Aug 08: New break-through has been achieved in the understanding of sex-specific behaviour by the Howard university researchers. A new study on mice revealed that sex-specific behaviour is regulated by small sensory organ in nose and not by the brain.
The study has challenged the established assumption that different sex behaviour is due to different neural wires which are regulated by different hormones and thus control the sex specific behaviour.
A vomeronasal organ a cluster of receptors makes the mice smell pheromones which informs the brain about the gender of other mice evoking the fitting response. Pheromones inform about sexual readiness about the member. What researchers did is that they just had a simple mutation of TRPC2, and ion channel and disabled the VNO which now did not provide information about the other mice’s gender.

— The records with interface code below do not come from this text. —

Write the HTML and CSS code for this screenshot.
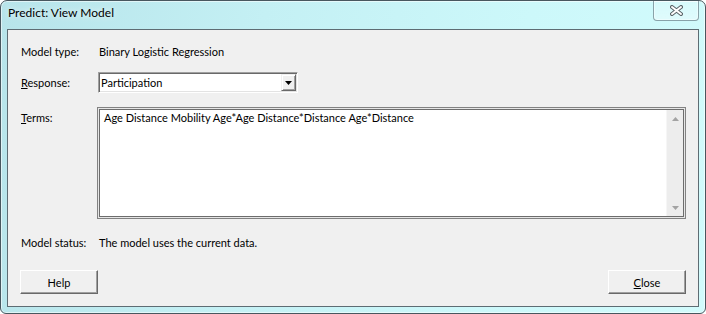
FILE: index.html
```html
<!DOCTYPE html>
<html lang="en">
<head>
    <meta charset="UTF-8">
    <meta name="viewport" content="width=device-width, initial-scale=1.0">
    <title>Predict: View Model</title>
    <link rel="stylesheet" href="styles.css">
</head>
<body>

    <div class="window">
        <div class="titlebar">
            <span class="title">Predict: View Model</span>
        </div>
        <button class="caption-close" title="Close">
            <svg width="13" height="11" viewBox="0 0 13 11">
                <path d="M2 2 L11 9 M11 2 L2 9" stroke="#5a6468" stroke-width="4" stroke-linecap="round" fill="none"/>
                <path d="M2 2 L11 9 M11 2 L2 9" stroke="#ffffff" stroke-width="2" stroke-linecap="round" fill="none"/>
            </svg>
        </button>

        <div class="client">
            <div class="field-row row-type">
                <span class="label">Model type:</span>
                <span class="value">Binary Logistic Regression</span>
            </div>

            <div class="field-row row-response">
                <label class="label" for="response"><u>R</u>esponse:</label>
                <div class="combo" id="response">
                    <span class="combo-text">Participation</span>
                    <span class="combo-btn">
                        <svg width="7" height="4" viewBox="0 0 7 4"><path d="M0 0 H7 L3.5 4 Z" fill="#000"/></svg>
                    </span>
                </div>
            </div>

            <div class="field-row row-terms">
                <label class="label" for="terms"><u>T</u>erms:</label>
                <div class="terms-box" id="terms">
                    <div class="terms-text">Age Distance Mobility Age*Age Distance*Distance Age*Distance</div>
                    <div class="scrollbar">
                        <span class="scroll-arrow">
                            <svg width="7" height="4" viewBox="0 0 7 4"><path d="M0 4 H7 L3.5 0 Z" fill="#a3a3a3"/></svg>
                        </span>
                        <span class="scroll-arrow">
                            <svg width="7" height="4" viewBox="0 0 7 4"><path d="M0 0 H7 L3.5 4 Z" fill="#a3a3a3"/></svg>
                        </span>
                    </div>
                </div>
            </div>

            <div class="field-row row-status">
                <span class="label">Model status:</span>
                <span class="value">The model uses the current data.</span>
            </div>

            <div class="button-row">
                <button class="dlg-button">Help</button>
                <button class="dlg-button"><u>C</u>lose</button>
            </div>
        </div>
    </div>

</body>
</html>
```
FILE: styles.css
```css
body {
    margin: 0;
    background: #ffffff;
    font-family: "Lato", "Liberation Sans", sans-serif;
    font-size: 11px;
    color: #000;
}
.window {
    position: relative;
    box-sizing: border-box;
    width: 706px;
    height: 314px;
    padding: 0 6px 6px 6px;
    display: flex;
    flex-direction: column;
    border: 1px solid #48575f;
    border-radius: 7px 7px 6px 6px;
    background: linear-gradient(100deg, #b7e4ea 0%, #c4f0f4 35%, #ccf8fa 70%, #d2fbfc 100%);
    box-shadow: inset 0 0 0 1px rgba(255, 255, 255, 0.55);
}
.titlebar {
    height: 28px;
    flex: none;
    padding: 4px 0 0 1px;
    box-sizing: border-box;
}
.title {
    font-size: 12px;
    line-height: 16px;
    color: #000;
    text-shadow: 0 0 6px rgba(255, 255, 255, 0.9);
}
.caption-close {
    position: absolute;
    top: 0;
    right: 6px;
    width: 46px;
    height: 20px;
    padding: 0;
    margin: 0;
    display: flex;
    align-items: center;
    justify-content: center;
    border: 1px solid rgba(70, 90, 100, 0.55);
    border-top: none;
    border-radius: 0 0 4px 4px;
    background: linear-gradient(180deg, rgba(255, 255, 255, 0.15), rgba(255, 255, 255, 0.35));
    box-shadow: inset 0 0 0 1px rgba(255, 255, 255, 0.4);
}
.client {
    flex: 1;
    display: flex;
    flex-direction: column;
    border: 1px solid #5e6c73;
    background: #f0f0f0;
    padding: 0 12px 0 12px;
}
.field-row {
    display: grid;
    grid-template-columns: 77px 1fr;
    align-items: center;
}
.label {
    padding-left: 1px;
    line-height: 14px;
}
.value {
    padding-left: 2px;
    line-height: 14px;
}
.row-type {
    margin-top: 15px;
}
.row-response {
    margin-top: 13px;
}
.row-terms {
    margin-top: 14px;
    align-items: start;
}
.row-terms .label {
    margin-top: 4px;
}
.row-status {
    margin-top: 17px;
}
.combo {
    margin-left: 1px;
    width: 200px;
    height: 21px;
    box-sizing: border-box;
    display: flex;
    padding: 1px;
    border: 1px solid;
    border-color: #a0a0a0 #ffffff #ffffff #a0a0a0;
    box-shadow: inset 1px 1px 0 #696969, inset -1px -1px 0 #e3e3e3;
    background: #fff;
}
.combo-text {
    flex: 1;
    padding-left: 1px;
    line-height: 17px;
}
.combo-btn {
    width: 15px;
    height: 17px;
    box-sizing: border-box;
    display: flex;
    align-items: center;
    justify-content: center;
    background: #f0f0f0;
    border-top: 1px solid #f0f0f0;
    border-left: 1px solid #f0f0f0;
    border-right: 1px solid #696969;
    border-bottom: 1px solid #696969;
    box-shadow: inset 1px 1px 0 #ffffff, inset -1px -1px 0 #a0a0a0;
}
.terms-box {
    height: 112px;
    box-sizing: border-box;
    display: flex;
    padding: 2px;
    border: 1px solid #828282;
    box-shadow: inset 0 0 0 1px #e6e6e6, inset 0 0 0 2px #6d6d6d;
    background: #fff;
}
.terms-text {
    flex: 1;
    padding: 1px 0 0 4px;
    line-height: 14px;
}
.scrollbar {
    width: 17px;
    display: flex;
    flex-direction: column;
    justify-content: space-between;
    background: #ededed;
    border-left: 1px solid #f6f6f6;
    box-sizing: border-box;
}
.scroll-arrow {
    height: 17px;
    display: flex;
    align-items: center;
    justify-content: center;
}
.button-row {
    margin-top: 20px;
    display: flex;
    justify-content: space-between;
}
.dlg-button {
    width: 78px;
    height: 24px;
    padding: 0;
    margin: 0;
    font-family: "Lato", "Liberation Sans", sans-serif;
    font-size: 11px;
    color: #000;
    background: #f0f0f0;
    border: 1px solid;
    border-color: #ffffff #696969 #696969 #ffffff;
    box-shadow: inset -1px -1px 0 #a0a0a0;
}
```
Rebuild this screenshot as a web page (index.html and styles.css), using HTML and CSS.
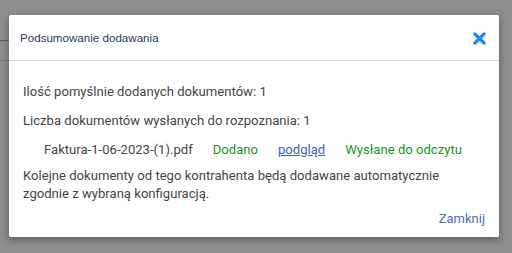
FILE: index.html
```html
<!DOCTYPE html>
<html lang="pl">
<head>
<meta charset="utf-8">
<link rel="stylesheet" href="styles.css">
</head>
<body>
<div class="backdrop">
  <div class="bg-line l1"></div>
  <div class="bg-line l2"></div>
  <div class="dialog">
    <div class="header">
      <span class="title">Podsumowanie dodawania</span>
      <svg class="close" width="13" height="13" viewBox="0 0 13 13"><path d="M2 2 L11 11 M11 2 L2 11" stroke="#1a8cf5" stroke-width="3.4" stroke-linecap="round"/></svg>
    </div>
    <div class="body">
      <p class="line">Ilość pomyślnie dodanych dokumentów: 1</p>
      <p class="line">Liczba dokumentów wysłanych do rozpoznania: 1</p>
      <div class="row">
        <span>Faktura-1-06-2023-(1).pdf</span>
        <span class="green">Dodano</span>
        <a class="link">podgląd</a>
        <span class="green">Wysłane do odczytu</span>
      </div>
      <p class="note">Kolejne dokumenty od tego kontrahenta będą dodawane automatycznie zgodnie z wybraną konfiguracją.</p>
    </div>
    <div class="footer"><a class="btn">Zamknij</a></div>
  </div>
</div>
</body>
</html>
```
FILE: styles.css
```css
html, body { margin: 0; padding: 0; }
body { width: 512px; height: 253px; overflow: hidden; background: #8e8e8e; font-family: Roboto, "Liberation Sans", sans-serif; }
.backdrop { position: relative; width: 512px; height: 253px; padding-top: 15px; padding-left: 9px; box-sizing: border-box; }
.bg-line { position: absolute; left: 0; width: 9px; height: 1px; background: #555; }
.l1 { top: 40px; }
.l2 { top: 60px; background: #6e6e6e; }
.dialog { width: 490px; height: 222px; background: #fff; border-radius: 2px; box-shadow: 0 3px 8px rgba(0,0,0,0.35); display: flex; flex-direction: column; }
.header { flex-shrink: 0; height: 46px; border-bottom: 1px solid #dcdcdc; display: flex; align-items: center; justify-content: space-between; padding: 0 13px 0 11px; box-sizing: border-box; }
.title { font-family: "Liberation Sans", Arial, sans-serif; font-size: 11.6px; color: #2b3a5c; white-space: nowrap; }
.close { margin-top: 1px; }
.body { flex-shrink: 0; padding: 22px 14px 0 14px; color: #444; font-size: 13.1px; line-height: 18px; }
.line { margin: 0 0 11px 0; }
.row { display: flex; gap: 20px; padding-left: 21px; margin: 0 0 8px 0; white-space: nowrap; }
.green { color: #18961c; }
.link { color: #3766b8; text-decoration: underline; }
.note { margin: 0; padding-right: 30px; }
.footer { flex-shrink: 0; display: flex; justify-content: flex-end; padding: 7px 14px 0 0; }
.btn { color: #4a6fb8; font-size: 13px; line-height: 18px; }
```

Researchers observed that female mice turned violent and aggressive and started showing male sexual behaviour. They started the courtship activity usually a male characteristic. They also did not show a maternal behaviour to the new born babies and left them uncared. They reflected the male behaviour without developing male hormones and maintained the testosterone levels, oestrogen levels and oestrus cycles.
Catherine Dulac Higgins Professor of Molecular and Cellular Biology in Harvard University told that two conclusions can be drawn from this experiment that vomeronasal organ helps female specific neural circuit grow or in mature female mouse brain represses the male behaviour.
Dulac said that actually what research suggests is that there are same neural circuitry in male or females the only difference is vomeronasal organ in females which works almost as a switch which either motivates the female behaviour and pushes the male one into corners.
The research does not apply to humans as they lack that particular olfactory organ called vomeronasal organ.